The Northern Lights is one of the most stunning sights of the natural world. Unfortunately, planning a trip to see it isn’t always easy. Not only do you have to make the trek up north to Alaska or Canada but once you get there, you still might not see them due to a lack of solar activity or inclement weather. It can be a confusing and stressful experience and most travelers do their best to ensure that all the conditions are right before they hop on a plane.
As a travel company that specializes in Northern Lights tours, we often get asked about different factors that can impact a viewing experience. When is the best time to travel? Where is the best place to stay? And can you still see the northern lights during a full moon? If you look up this last question online you’ll find a lot of conflicting answers, so we decided to try to clear things up. To do that, we’ll first need to explain what causes the Northern Lights.
What Are the Northern Lights?
It all starts with the sun.

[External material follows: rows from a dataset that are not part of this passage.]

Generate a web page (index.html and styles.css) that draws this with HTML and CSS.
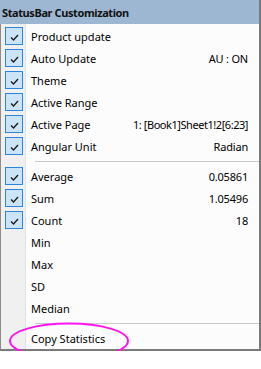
FILE: index.html
```html
<!DOCTYPE html>
<html lang="en">
<head>
    <meta charset="UTF-8">
    <meta name="viewport" content="width=device-width, initial-scale=1.0">
    <title>StatusBar Customization</title>
    <link rel="stylesheet" href="styles.css">
</head>
<body>
    <div class="menu">
        <div class="menu-title">StatusBar Customization</div>
        <div class="menu-body">
            <div class="item checked">
                <span class="check"><svg viewBox="0 0 16 16"><path d="M5 9.5l2.5 2.5 4.5-5"/></svg></span>
                <span class="label">Product update</span>
            </div>
            <div class="item checked">
                <span class="check"><svg viewBox="0 0 16 16"><path d="M5 9.5l2.5 2.5 4.5-5"/></svg></span>
                <span class="label">Auto Update</span>
                <span class="value">AU : ON</span>
            </div>
            <div class="item checked">
                <span class="check"><svg viewBox="0 0 16 16"><path d="M5 9.5l2.5 2.5 4.5-5"/></svg></span>
                <span class="label">Theme</span>
            </div>
            <div class="item checked">
                <span class="check"><svg viewBox="0 0 16 16"><path d="M5 9.5l2.5 2.5 4.5-5"/></svg></span>
                <span class="label">Active Range</span>
            </div>
            <div class="item checked">
                <span class="check"><svg viewBox="0 0 16 16"><path d="M5 9.5l2.5 2.5 4.5-5"/></svg></span>
                <span class="label">Active Page</span>
                <span class="value page-value">1: [Book1]Sheet1!2[6:23]</span>
            </div>
            <div class="item checked">
                <span class="check"><svg viewBox="0 0 16 16"><path d="M5 9.5l2.5 2.5 4.5-5"/></svg></span>
                <span class="label">Angular Unit</span>
                <span class="value">Radian</span>
            </div>

            <div class="sep"></div>

            <div class="item checked">
                <span class="check"><svg viewBox="0 0 16 16"><path d="M5 9.5l2.5 2.5 4.5-5"/></svg></span>
                <span class="label">Average</span>
                <span class="value">0.05861</span>
            </div>
            <div class="item checked">
                <span class="check"><svg viewBox="0 0 16 16"><path d="M5 9.5l2.5 2.5 4.5-5"/></svg></span>
                <span class="label">Sum</span>
                <span class="value">1.05496</span>
            </div>
            <div class="item checked">
                <span class="check"><svg viewBox="0 0 16 16"><path d="M5 9.5l2.5 2.5 4.5-5"/></svg></span>
                <span class="label">Count</span>
                <span class="value">18</span>
            </div>
            <div class="item">
                <span class="check"></span>
                <span class="label">Min</span>
            </div>
            <div class="item">
                <span class="check"></span>
                <span class="label">Max</span>
            </div>
            <div class="item">
                <span class="check"></span>
                <span class="label">SD</span>
            </div>
            <div class="item">
                <span class="check"></span>
                <span class="label">Median</span>
            </div>

            <div class="sep"></div>

            <div class="item">
                <span class="check"></span>
                <span class="label">Copy Statistics</span>
            </div>
        </div>
    </div>

    <svg class="highlight" width="124" height="40" viewBox="0 0 124 40">
        <ellipse cx="62" cy="20" rx="59" ry="17.5"/>
    </svg>
</body>
</html>
```

FILE: styles.css
```css
body {
    font-family: "Noto Sans", "Open Sans", sans-serif;
    margin: 0;
    padding: 0;
    background-color: #ffffff;
    position: relative;
}

.menu {
    width: 261px;
    box-sizing: border-box;
    border-left: 1px solid #8c8c8c;
    border-right: 2px solid #7a7a7a;
    border-bottom: 2px solid #7a7a7a;
    background-color: #fcfcfc;
}

.menu-title {
    height: 24px;
    line-height: 25px;
    padding-left: 2px;
    margin-left: -1px;
    background-color: #9db7d2;
    color: #111;
    font-size: 11px;
    font-weight: bold;
    letter-spacing: -0.4px;
}

.menu-body {
    padding-top: 1px;
    background: linear-gradient(to right, #f0f0f0 0 24px, #e2e2e2 24px 25px, #fcfcfc 25px);
}

.item {
    display: flex;
    align-items: center;
    height: 22px;
    padding-left: 4px;
    padding-right: 11px;
    font-size: 11px;
    color: #000;
}

.check {
    width: 18px;
    height: 18px;
    box-sizing: border-box;
    flex: none;
}

.checked .check {
    border: 1px solid #2a84d8;
    background-color: #cce4f7;
}

.check svg {
    display: block;
    width: 16px;
    height: 16px;
    fill: none;
    stroke: #1a1a1a;
    stroke-width: 1.3;
}

.label {
    margin-left: 8px;
    flex: 1;
    white-space: nowrap;
}

.value {
    white-space: nowrap;
    letter-spacing: -0.2px;
}

.page-value {
    letter-spacing: -0.45px;
}

.sep {
    height: 8px;
    margin-left: 34px;
    background: linear-gradient(#c9c9c9, #c9c9c9) 0 4px / 100% 1px no-repeat;
}

.highlight {
    position: absolute;
    left: 7px;
    top: 321px;
    fill: none;
    stroke: #ff14f0;
    stroke-width: 2;
}
```
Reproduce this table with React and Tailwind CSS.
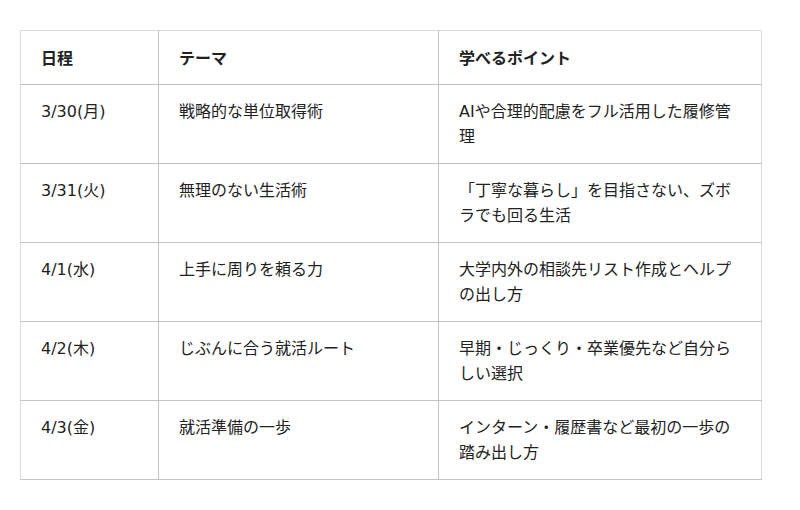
const rows = [
  { date: "3/30(月)", theme: "戦略的な単位取得術", point: "AIや合理的配慮をフル活用した履修管理" },
  { date: "3/31(火)", theme: "無理のない生活術", point: "「丁寧な暮らし」を目指さない、ズボラでも回る生活" },
  { date: "4/1(水)", theme: "上手に周りを頼る力", point: "大学内外の相談先リスト作成とヘルプの出し方" },
  { date: "4/2(木)", theme: "じぶんに合う就活ルート", point: "早期・じっくり・卒業優先など自分らしい選択" },
  { date: "4/3(金)", theme: "就活準備の一歩", point: "インターン・履歴書など最初の一歩の踏み出し方" },
]

export default function App() {
  return (
    <div className="w-[800px] h-[510px] bg-white pt-[30px] px-[20px]" style={{ fontFamily: '"DejaVu Sans", "Noto Sans CJK JP", sans-serif' }}>
      <table className="w-[741px] border-collapse table-fixed text-[16px] leading-[25px] text-[#222] border border-[#dcdcdc]">
        <colgroup>
          <col className="w-[138px]" />
          <col className="w-[280px]" />
          <col className="w-[323px]" />
        </colgroup>
        <thead>
          <tr>
            <th className="text-left font-bold px-[20px] pt-[15px] pb-[13px] border-b border-r border-[#c4c4c4]">日程</th>
            <th className="text-left font-bold px-[20px] pt-[15px] pb-[13px] border-b border-r border-[#c4c4c4]">テーマ</th>
            <th className="text-left font-bold px-[20px] pt-[15px] pb-[13px] border-b border-[#c4c4c4]">学べるポイント</th>
          </tr>
        </thead>
        <tbody>
          {rows.map((r, i) => (
            <tr key={i}>
              <td className="align-top px-[20px] pt-[14px] pb-[14px] border-b border-r border-[#c4c4c4]">{r.date}</td>
              <td className="align-top px-[20px] pt-[14px] pb-[14px] border-b border-r border-[#c4c4c4]">{r.theme}</td>
              <td className="align-top px-[20px] pt-[14px] pb-[14px] border-b border-[#c4c4c4] h-[79px]">{r.point}</td>
            </tr>
          ))}
        </tbody>
      </table>
    </div>
  )
}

Massive storms on the sun eject charged particles called plasma out into space on what is called the “solar wind”. When this plasma comes into contact with the Earth, it is mostly blocked by the Earth’s magnetic field with two exceptions—the North and South Poles. At the poles, charged particles from the plasma are able to interact with the Earth’s atmosphere, causing a reaction that produces amazing colors in the sky. Different colors are produced by the different atmospheric gasses that interact with the particles. Oxygen gives off green and red light while Nitrogen gives off blue and purple light¹. It is similar to the reactions that happen inside a neon sign.
How Does the Light From the Full Moon Affect Northern Lights Viewing?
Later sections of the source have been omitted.